Tuesday, May 4, 2021
2:30 PM - 2:50 PM (EDT)
Transition Metal Carbide Electrodes Modified by High-Powered Impulse Magnetron Sputtering
David Barlaz - University of Illinois Urbana-Champaign

*David Eitan Barlaz1, Eliran Hamo2, Brian A. Rosen2, David N. Ruzic1
1University of Illinois at Urbana-Champaign, Urbana, IL; 2 Tel Aviv University, Tel Aviv-Yafo, Israel
Transition metal carbides (TMCs) play a critical role in the functionality of many engineered systems related to energy storage, as well as applications requiring corrosion resistance, high temperature and strength. The underlying physics regulating the material properties of TMCs is controlled by its structure and chemistry at both the atomic and mesoscales. Unconventional carbide phases recently published have shown the ability to access enhanced electronic conductivity, catalytic activity, and mechanical properties. HiPIMS provides a transformative approach to non-metal systems such as carbides. A metastable alloy of TMCs will have the ion energy of deposited atoms controlled precisely by the magnitude of the “kick pulse” (positive voltage at the end of the waveform).
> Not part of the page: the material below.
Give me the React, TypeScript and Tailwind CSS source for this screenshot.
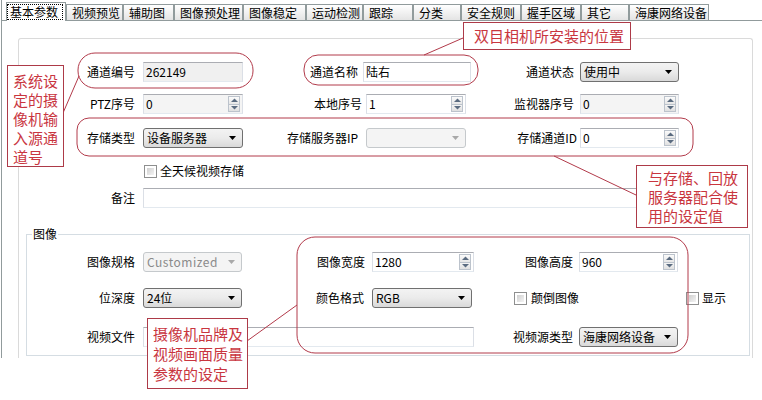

In carbide systems especially, this kick is needed since the energy required to alloy metals may be low while the implant energy for the carbon to form an interstitial carbide in the lattice may be significantly higher, and variable with the alloy of choice. The authors report on the formation of previously inaccessible metastable Mo/Ta/Zr carbide alloys and their stability in electrochemical systems. Tailored alloys offer improved electrochemical corrosion resistance in excess of 100 mV compared to traditional carbide alloys formed by sintering.